Set in the French port city of Marseille, immigrants wait in the hope of acquiring the correct paperwork in order to migrate to a country they see as a safe haven, in this case, Mexico. Seemingly stuck in this self-imposed island territory relationships are formed, dissipated, naturally- or by interfering locals in hoc with the police- or serendipity. In the meantime those who can survive, survive, while awaiting their fate.
It is undeniable that the premise behind this highly tensile story is prescient in the present day, however there’s a strange disconnect in the idea of a political dissident fleeing persecution in Germany attempting to get to a designated ‘Free-zone’. Along the way assuming the identity of a deceased author whom he came across on his travels, eventually finding himself in Marseille where he becomes drawn to the world and transient lives of other refugees hiding away in plain sight. It’s an interesting subtext. It’s as if he becomes someone amongst the nobodies, thus is torn between leaving and staying.
The notion of fleeing one's nation, becoming a non-person and having to verify your very being, your existence, in order to gain the necessary papers to qualify as a citizen, perhaps a human being of this world and then, while in limbo, in transit, as it were, awaiting such documentation to be a legal citizen, become party to the corruption of survival within a community of people perceived as illegals; to partake, participate in the many untold stories, the relationships, one such being with Marta, a fellow German refugee tasked with caring for a pair of prize hounds for wealthy benefactors in exchange for a transit visa. Later in the story she abandons the dogs and treats Georg to a slap-up champagne lunch where she declines to discuss her past or her future and then casually exits stage left.

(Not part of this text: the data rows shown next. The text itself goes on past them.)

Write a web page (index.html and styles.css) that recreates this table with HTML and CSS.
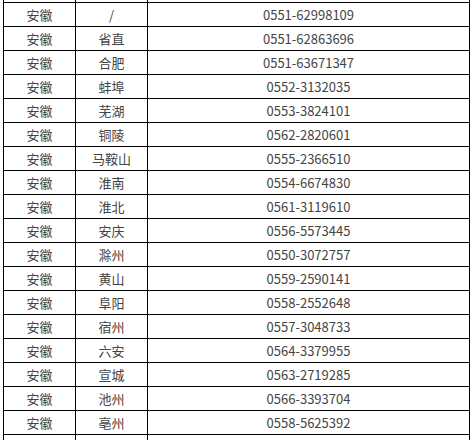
FILE: index.html
```html
<!DOCTYPE html>
<html lang="zh-CN">
<head>
<meta charset="utf-8">
<link rel="stylesheet" href="styles.css">
</head>
<body>
<div class="sheet">
  <div class="grid">
    <div class="c"></div><div class="c"></div><div class="c"></div>
    <div class="c">安徽</div><div class="c">/</div><div class="c num">0551-62998109</div>
    <div class="c">安徽</div><div class="c">省直</div><div class="c num">0551-62863696</div>
    <div class="c">安徽</div><div class="c">合肥</div><div class="c num">0551-63671347</div>
    <div class="c">安徽</div><div class="c">蚌埠</div><div class="c num">0552-3132035</div>
    <div class="c">安徽</div><div class="c">芜湖</div><div class="c num">0553-3824101</div>
    <div class="c">安徽</div><div class="c">铜陵</div><div class="c num">0562-2820601</div>
    <div class="c">安徽</div><div class="c">马鞍山</div><div class="c num">0555-2366510</div>
    <div class="c">安徽</div><div class="c">淮南</div><div class="c num">0554-6674830</div>
    <div class="c">安徽</div><div class="c">淮北</div><div class="c num">0561-3119610</div>
    <div class="c">安徽</div><div class="c">安庆</div><div class="c num">0556-5573445</div>
    <div class="c">安徽</div><div class="c">滁州</div><div class="c num">0550-3072757</div>
    <div class="c">安徽</div><div class="c">黄山</div><div class="c num">0559-2590141</div>
    <div class="c">安徽</div><div class="c">阜阳</div><div class="c num">0558-2552648</div>
    <div class="c">安徽</div><div class="c">宿州</div><div class="c num">0557-3048733</div>
    <div class="c">安徽</div><div class="c">六安</div><div class="c num">0564-3379955</div>
    <div class="c">安徽</div><div class="c">宣城</div><div class="c num">0563-2719285</div>
    <div class="c">安徽</div><div class="c">池州</div><div class="c num">0566-3393704</div>
    <div class="c">安徽</div><div class="c">亳州</div><div class="c num">0558-5625392</div>
    <div class="c"></div><div class="c"></div><div class="c"></div>
  </div>
</div>
</body>
</html>
```
FILE: styles.css
```css
html, body {
  margin: 0;
  padding: 0;
  background: #fff;
  overflow: hidden;
}
.sheet {
  width: 472px;
  height: 440px;
  overflow: hidden;
  padding-left: 3px;
  box-sizing: border-box;
}
.grid {
  display: grid;
  grid-template-columns: 71px 71px 321px;
  grid-auto-rows: 23px;
  gap: 1px;
  padding: 1px;
  background: #000;
  width: max-content;
  margin-top: -22px;
}
.c {
  background: #fff;
  display: flex;
  align-items: center;
  justify-content: center;
  font-family: "Noto Sans CJK SC", "Noto Sans", sans-serif;
  font-size: 13px;
  color: #444;
  line-height: 1;
}
.num {
  font-family: "Noto Sans CJK SC", "Noto Sans", sans-serif;
  font-size: 13px;
}
```
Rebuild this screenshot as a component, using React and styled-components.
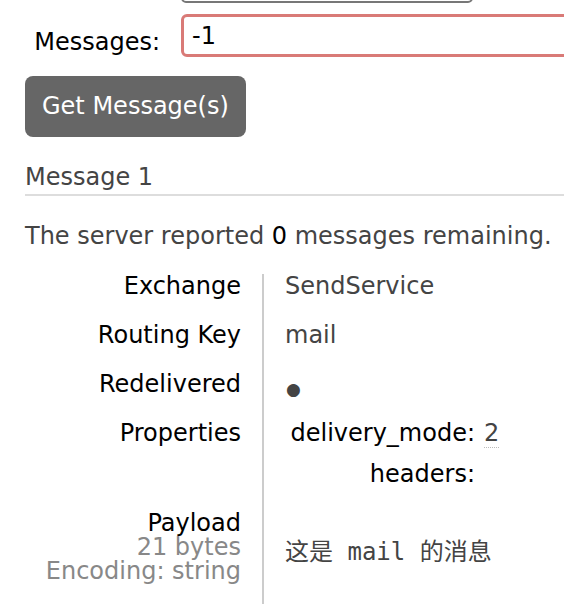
import React from 'react';
import styled, { createGlobalStyle } from 'styled-components';

const GlobalStyle = createGlobalStyle`
  html, body {
    margin: 0;
    padding: 0;
    background: #fff;
    overflow: hidden;
  }
  body {
    font-family: "DejaVu Sans", Verdana, sans-serif;
    font-size: 24px;
    color: #000;
  }
`;

const App = () => (
  <>
    <GlobalStyle />
    <Page>
      <FormGrid>
        <FieldLabel />
        <SelectBox />
        <FieldLabel $drop>Messages:</FieldLabel>
        <NumberInput defaultValue="-1" />
      </FormGrid>
      <Button>Get Message(s)</Button>

      <Heading>Message 1</Heading>
      <Summary>
        The server reported <Count>0</Count> messages remaining.
      </Summary>

      <Facts>
        <Label>Exchange</Label>
        <Value>SendService</Value>

        <Label>Routing Key</Label>
        <Value>mail</Value>

        <Label>Redelivered</Label>
        <Value><Bullet>●</Bullet></Value>

        <Label>Properties</Label>
        <Value>
          <PropGrid>
            <PropKey>delivery_mode:</PropKey>
            <PropVal><Abbr>2</Abbr></PropVal>
            <PropKey>headers:</PropKey>
            <PropVal />
          </PropGrid>
        </Value>

        <Label>
          Payload
          <Sub>21 bytes</Sub>
          <Sub>Encoding: string</Sub>
        </Label>
        <Value $middle>
          <Payload>这是 mail 的消息</Payload>
        </Value>
      </Facts>
    </Page>
  </>
);

const Page = styled.div`
  padding-left: 25px;
  width: 539px;
`;

const FormGrid = styled.div`
  display: grid;
  grid-template-columns: 156px 420px;
  row-gap: 11px;
  align-items: center;
  margin-top: -37px;
`;

const FieldLabel = styled.div`
  text-align: right;
  padding-right: 21px;
  padding-top: ${p => (p.$drop ? '12px' : '0')};
  line-height: 24px;
`;

const SelectBox = styled.div`
  width: 292px;
  height: 40px;
  box-sizing: border-box;
  border: 2px solid #777;
  border-radius: 5px;
`;

const NumberInput = styled.input`
  box-sizing: border-box;
  width: 420px;
  height: 43px;
  border: 3px solid #d97a77;
  border-radius: 6px;
  padding: 0 8px;
  font-family: "DejaVu Sans", Verdana, sans-serif;
  font-size: 24px;
  color: #000;
  outline: none;
`;

const Button = styled.button`
  display: block;
  margin-top: 19px;
  padding: 18px 17px;
  line-height: 25px;
  border: none;
  border-radius: 8px;
  background: #666;
  color: #fff;
  font-family: "DejaVu Sans", Verdana, sans-serif;
  font-size: 24px;
`;

const Heading = styled.h2`
  margin: 28px 0 0;
  padding-bottom: 5px;
  font-size: 24px;
  font-weight: normal;
  line-height: 24px;
  color: #444;
  border-bottom: 2px solid #ddd;
`;

const Summary = styled.p`
  margin: 28px 0 0;
  line-height: 24px;
  color: #444;
  white-space: nowrap;
`;

const Count = styled.span`
  color: #000;
`;

const Facts = styled.div`
  display: grid;
  grid-template-columns: 239px 1fr;
  margin-top: 26px;
  line-height: 24px;
`;

const Label = styled.div`
  display: flex;
  flex-direction: column;
  align-items: flex-end;
  padding: 0 21px 25px 0;
  border-right: 2px solid #ccc;
  color: #000;
`;

const Sub = styled.span`
  color: #888;
`;

const Value = styled.div`
  padding: 0 0 25px 21px;
  color: #444;
  align-self: stretch;
  display: flex;
  align-items: ${p => (p.$middle ? 'center' : 'flex-start')};
`;

const Bullet = styled.span`
  font-size: 17px;
  line-height: 24px;
  position: relative;
  top: 5px;
  left: 1px;
`;

const PropGrid = styled.div`
  display: grid;
  grid-template-columns: 190px auto;
  column-gap: 9px;
  row-gap: 17px;
`;

const PropKey = styled.div`
  text-align: right;
  color: #000;
`;

const PropVal = styled.div`
  color: #444;
`;

const Abbr = styled.span`
  border-bottom: 1px dotted #bbb;
`;

const Payload = styled.pre`
  margin: 10px 0 0;
  font-family: "DejaVu Sans Mono", "Noto Sans CJK SC", monospace;
  font-size: 24px;
  line-height: 24px;
  color: #444;
`;

export default App;
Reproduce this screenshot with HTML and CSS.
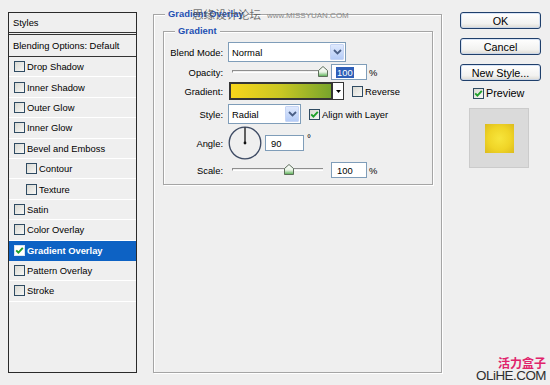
FILE: index.html
```html
<!DOCTYPE html>
<html lang="en">
<head>
    <meta charset="UTF-8">
    <title>Layer Style - Gradient Overlay</title>
    <link rel="stylesheet" href="styles.css">
</head>
<body>
    <div class="dialog">
        <div class="style-list">
            <div class="list-head">Styles</div>
            <div class="list-blend">Blending Options: Default</div>
            <div class="item"><span class="check"></span>Drop Shadow</div>
            <div class="item"><span class="check"></span>Inner Shadow</div>
            <div class="item"><span class="check"></span>Outer Glow</div>
            <div class="item"><span class="check"></span>Inner Glow</div>
            <div class="item"><span class="check"></span>Bevel and Emboss</div>
            <div class="item sub"><span class="check"></span>Contour</div>
            <div class="item sub"><span class="check"></span>Texture</div>
            <div class="item"><span class="check"></span>Satin</div>
            <div class="item"><span class="check"></span>Color Overlay</div>
            <div class="item active">
                <span class="check"><svg width="9" height="9" viewBox="0 0 9 9"><path d="M1.2 4.4 L3.4 6.7 L7.8 1.8" fill="none" stroke="#1fa02a" stroke-width="1.9"/></svg></span>Gradient Overlay
            </div>
            <div class="item"><span class="check"></span>Pattern Overlay</div>
            <div class="item"><span class="check"></span>Stroke</div>
        </div>

        <div class="panel">
            <div class="legend">Gradient Overlay</div>
            <div class="mark">思缘设计论坛<small>www.MISSYUAN.COM</small></div>

            <div class="group">
                <div class="legend">Gradient</div>

                <div class="row row-blend">
                    <label>Blend Mode:</label>
                    <div class="select select-blend">
                        <span class="value">Normal</span>
                        <span class="drop"><svg width="9" height="6" viewBox="0 0 9 6"><path d="M1 1 L4.5 4.5 L8 1" fill="none" stroke="#4a5f86" stroke-width="1.8"/></svg></span>
                    </div>
                </div>

                <div class="row row-opacity">
                    <label>Opacity:</label>
                    <div class="slider">
                        <div class="track"></div>
                        <svg class="thumb" style="left: calc(100% - 5px)" width="10" height="11" viewBox="0 0 10 11"><defs><linearGradient id="tg1" x1="0" y1="0" x2="0" y2="1"><stop offset="0" stop-color="#fff"/><stop offset="0.55" stop-color="#e9f3e6"/><stop offset="1" stop-color="#52ad4e"/></linearGradient></defs><path d="M0.5 4.5 L5 0.5 L9.5 4.5 L9.5 10.5 L0.5 10.5 Z" fill="url(#tg1)" stroke="#5d6e5a"/></svg>
                    </div>
                    <div class="field"><span class="selected">100</span></div>
                    <span class="unit">%</span>
                </div>

                <div class="row row-gradient">
                    <label>Gradient:</label>
                    <div class="swatch"></div>
                    <div class="swatch-drop"><svg width="5" height="3" viewBox="0 0 5 3"><path d="M0 0 H5 L2.5 3 Z" fill="#000"/></svg></div>
                    <span class="check check-reverse"></span>
                    <span>Reverse</span>
                </div>

                <div class="row row-style">
                    <label>Style:</label>
                    <div class="select select-style">
                        <span class="value">Radial</span>
                        <span class="drop"><svg width="9" height="6" viewBox="0 0 9 6"><path d="M1 1 L4.5 4.5 L8 1" fill="none" stroke="#4a5f86" stroke-width="1.8"/></svg></span>
                    </div>
                    <span class="check check-align"><svg width="9" height="9" viewBox="0 0 9 9"><path d="M1.2 4.4 L3.4 6.7 L7.8 1.8" fill="none" stroke="#1fa02a" stroke-width="1.9"/></svg></span>
                    <span>Align with Layer</span>
                </div>

                <div class="row row-angle">
                    <label>Angle:</label>
                    <svg class="dial" width="34" height="34" viewBox="0 0 34 34">
                        <circle cx="17" cy="17" r="15.6" fill="none" stroke="#c9ccd4" stroke-width="1"/>
                        <circle cx="17" cy="17" r="15.8" fill="none" stroke="#3d4a63" stroke-width="1.3"/>
                        <line x1="17" y1="17" x2="17" y2="1.5" stroke="#111" stroke-width="1.3"/>
                        <circle cx="17" cy="17" r="1.4" fill="#111"/>
                    </svg>
                    <div class="field field-angle">90</div>
                    <span class="degree">°</span>
                </div>

                <div class="row row-scale">
                    <label>Scale:</label>
                    <div class="slider">
                        <div class="track"></div>
                        <svg class="thumb" style="left: calc(63% - 5px)" width="10" height="11" viewBox="0 0 10 11"><defs><linearGradient id="tg2" x1="0" y1="0" x2="0" y2="1"><stop offset="0" stop-color="#fff"/><stop offset="0.55" stop-color="#e9f3e6"/><stop offset="1" stop-color="#52ad4e"/></linearGradient></defs><path d="M0.5 4.5 L5 0.5 L9.5 4.5 L9.5 10.5 L0.5 10.5 Z" fill="url(#tg2)" stroke="#5d6e5a"/></svg>
                    </div>
                    <div class="field">100</div>
                    <span class="unit">%</span>
                </div>
            </div>
        </div>

        <div class="actions">
            <div class="btn">OK</div>
            <div class="btn">Cancel</div>
            <div class="btn">New Style...</div>
            <div class="preview-toggle">
                <span class="check check-preview"><svg width="9" height="9" viewBox="0 0 9 9"><path d="M1.2 4.4 L3.4 6.7 L7.8 1.8" fill="none" stroke="#1fa02a" stroke-width="1.9"/></svg></span>
                <span>Preview</span>
            </div>
            <div class="preview-box">
                <div class="preview-swatch"></div>
            </div>
        </div>
    </div>

    <div class="olihe">
        <div class="olihe-cn">活力盒子</div>
        <div class="olihe-en">OLiHE.COM</div>
    </div>
</body>
</html>
```

FILE: styles.css
```css
body {
    margin: 0;
    width: 550px;
    height: 385px;
    position: relative;
    overflow: hidden;
    background: #efefef;
    font-family: "Liberation Sans", Arial, sans-serif;
    font-size: 9.4px;
    color: #000;
}
.dialog {
    display: flex;
    align-items: flex-start;
    padding: 12px 0 0 8px;
}

/* style list */
.style-list {
    width: 129px;
    height: 361px;
    box-sizing: border-box;
    border: 1px solid #2a2a2a;
}
.list-head {
    height: 20px;
    box-sizing: border-box;
    padding-left: 4px;
    line-height: 19px;
    border-bottom: 1px solid #333;
}
.list-blend {
    height: 23px;
    box-sizing: border-box;
    margin-top: 1px;
    padding-left: 4px;
    line-height: 21px;
    border-top: 1px solid #333;
    border-bottom: 1px solid #333;
}
.item {
    display: flex;
    align-items: center;
    height: 20.4px;
    box-sizing: border-box;
    padding-left: 5px;
    border-bottom: 1px solid #fff;
}
.item.sub {
    padding-left: 17px;
}
.item.active {
    background: #0d62c4;
    border-bottom-color: #0d62c4;
    color: #fff;
    font-weight: bold;
}
.check {
    flex: none;
    display: flex;
    align-items: center;
    justify-content: center;
    width: 11px;
    height: 11px;
    box-sizing: border-box;
    margin-right: 2px;
    border: 1px solid #2f4b62;
    background: linear-gradient(135deg, #d9d9d3, #f7f7f5);
}
.item.active .check {
    border-color: #d8e4f2;
    background: #fff;
}

/* main panel */
.panel {
    position: relative;
    width: 289px;
    height: 359px;
    box-sizing: border-box;
    margin: 2px 0 0 16px;
    border: 1px solid #a5a5a5;
    box-shadow: inset 1px 1px 0 #fff, 1px 1px 0 #fff;
}
.legend {
    width: fit-content;
    margin: -7px 0 0 11px;
    padding: 0 3px;
    line-height: 12px;
    background: #efefef;
    color: #1d4fb3;
    font-weight: bold;
}
.mark {
    position: absolute;
    left: 38px;
    top: -9px;
    line-height: 16px;
    font-family: "Noto Sans CJK SC", sans-serif;
    font-size: 11.5px;
    color: rgba(80, 80, 80, 0.8);
    white-space: nowrap;
}
.mark small {
    margin-left: 6px;
    font-family: "Liberation Sans", Arial, sans-serif;
    font-size: 8px;
    color: #8a8a8a;
    vertical-align: 1px;
}
.group {
    margin: 11px 8px 0 9px;
    padding-bottom: 6px;
    border: 1px solid #a5a5a5;
    box-shadow: inset 1px 1px 0 #fff, 1px 1px 0 #fff;
}
.row {
    display: flex;
    align-items: center;
}
.row label {
    flex: none;
    width: 59px;
    margin-right: 5px;
    text-align: right;
}
.row-blend { height: 20px; margin-top: 5px; }
.row-opacity { height: 16px; margin-top: 2px; }
.row-gradient { height: 18px; margin-top: 2px; }
.row-style { height: 20px; margin-top: 4px; }
.row-angle { height: 34px; margin-top: 2px; }
.row-scale { height: 16px; margin-top: 2px; }

.select {
    display: flex;
    align-items: center;
    height: 20px;
    box-sizing: border-box;
    padding-left: 3px;
    border: 1px solid #7f9db9;
    background: #fff;
}
.select .value {
    flex: 1;
}
.select-blend { width: 118px; }
.select-style { width: 73px; }
.drop {
    display: flex;
    align-items: center;
    justify-content: center;
    width: 14px;
    height: 16px;
    box-sizing: border-box;
    margin-right: 1px;
    border: 1px solid #c6d5f5;
    border-radius: 1px;
    background: linear-gradient(#dfe9fd, #b5ccf7);
}

.slider {
    position: relative;
    width: 91px;
    height: 16px;
    margin-left: 4px;
}
.track {
    margin-top: 6px;
    height: 1px;
    border-top: 1px solid #8e8e8e;
    border-bottom: 1px solid #fff;
    border-left: 1px solid #8e8e8e;
}
.thumb {
    position: absolute;
    top: 2px;
}
.field {
    display: flex;
    align-items: center;
    width: 36px;
    height: 16px;
    box-sizing: border-box;
    margin-left: 8px;
    padding-left: 5px;
    border: 1px solid #7f9db9;
    background: #fff;
}
.selected {
    background: #2f5fb8;
    color: #fff;
    padding: 0 1px;
    margin-left: -1px;
    line-height: 11px;
}
.unit {
    margin-left: 2px;
}
.swatch {
    width: 104px;
    height: 18px;
    box-sizing: border-box;
    margin-left: 1px;
    border: 2px solid #353535;
    background: linear-gradient(90deg, #f8d61b, #c9c723 50%, #78a52c);
}
.swatch-drop {
    display: flex;
    align-items: center;
    justify-content: center;
    width: 11px;
    height: 18px;
    box-sizing: border-box;
    border: 1px solid #353535;
    border-left: none;
    background: #fff;
}
.check-reverse {
    margin-left: 8px;
}
.check-align {
    margin-left: 8px;
}
.dial {
    flex: none;
}
.field-angle {
    width: 39px;
    margin-left: 3px;
}
.degree {
    align-self: flex-start;
    margin: 7px 0 0 3px;
    font-size: 10px;
}

/* buttons column */
.actions {
    display: flex;
    flex-direction: column;
    width: 81px;
    margin-left: 18px;
    font-size: 10.8px;
}
.btn {
    display: flex;
    align-items: center;
    justify-content: center;
    height: 17px;
    box-sizing: border-box;
    border: 1px solid #1f3f6b;
    border-radius: 3px;
    background: linear-gradient(#ffffff, #f2f2f0 70%, #dcdad3);
    box-shadow: inset 0 0 0 1px rgba(190, 210, 240, 0.6);
}
.btn + .btn {
    margin-top: 9px;
}
.preview-toggle {
    display: flex;
    align-items: center;
    height: 12px;
    margin: 6px 0 0 13px;
}
.preview-box {
    display: flex;
    align-items: center;
    justify-content: center;
    width: 60px;
    height: 60px;
    box-sizing: border-box;
    margin: 9px 0 0 9px;
    border: 1px solid #cbcbcb;
    background: #dadada;
}
.preview-swatch {
    width: 29px;
    height: 29px;
    background: radial-gradient(circle, #f7e53c 0%, #f0d527 55%, #dcbb1c 100%);
}

/* site mark */
.olihe {
    position: absolute;
    right: 4px;
    bottom: 4px;
    text-align: right;
}
.olihe-cn {
    font-family: "Noto Sans CJK SC", sans-serif;
    font-size: 12px;
    font-weight: bold;
    line-height: 12px;
    margin-bottom: 1px;
    color: #e0236b;
}
.olihe-en {
    font-family: "Liberation Sans", Arial, sans-serif;
    font-size: 13.4px;
    line-height: 11px;
    letter-spacing: -0.5px;
    color: #2e2e2e;
}
```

Then there's the story of Driss, the asthmatic football loving boy with the hearing impaired mute mother, whom Georg strikes up a friendship. Driss misses his father and is traumatised when Georg tells him that he will eventually leave Marseille. The crestfallen boy then blankly refuses to see him again, even when gravely ill. And this is where he comes into contact with the doctor, also in transit, who is the lover of Maria, whom Georg himself, falls in love with in a psychological three-way stop start relationship.
Director, Christian Petzold utilises an exceedingly literary approach to telling this story which is based on the 1942 novel by Anna Seghers. The cinematic moments made much of the downtown locale of Marseille and is beautifully shot in places but all too often, at least for the first half of the movie, we meandered in a plodding literary-ism that elicited confusion, not helped by enumerative narration and the technique of intertwining historical events with the contemporary, a trope inherently more complex than was considered here. Not least because fleeing political persecution in the 1940s cannot be compared with fleeing a nation completely destroyed by historical hegemonic imperialism- many of the so-called refugees surging into southern Europe today come from countries invaded, ravaged and culturally cleansed by the very countries they are attempting to get to. And even when granted independence in the sixties, the Europeans never really gave these countries the autonomy they sought- instead, waving goodbye, lamenting au revoirs and auf wiedersehens whilst leaving behind a giant footprint and steel-toed boots in the hallway. To be facile, it is more honest to say that most modern day refugees are actually coming home, coming home to the mother country.
Notwithstanding all this conjecture, the film is a thoroughly enjoyable visceral, whimsical and poetic work despite the ambiguous time-frame. Frank Rogowski gives a solid performance as the wandering Georg and Paula Beer, likewise as Marie. In fact, the casting throughout was dandy. No doubt the narrative may draw a distinct comparison with the well-known movie gem, Casablanca and could also be in danger of falling into the arena of pastiche, but overall Petzold’s ‘author-led’ film is rather more auteur than mainstream and that alone gives it an edge that makes it well worth seeing.
Transit. Written & Directed by Christian Petzold, based on the book "Transit" by Anna Seghers. Cast: Franz Rogowski, Paula Beer, Godehard Giese, Lilien Batman, Maryam Zaree, Barbara Auer. DoP: Hans Fromm bvk. Editor: Bettina Böhler. Composer: Stefan Will. Producer Florian Koerner von Gustorf, Michael Weber.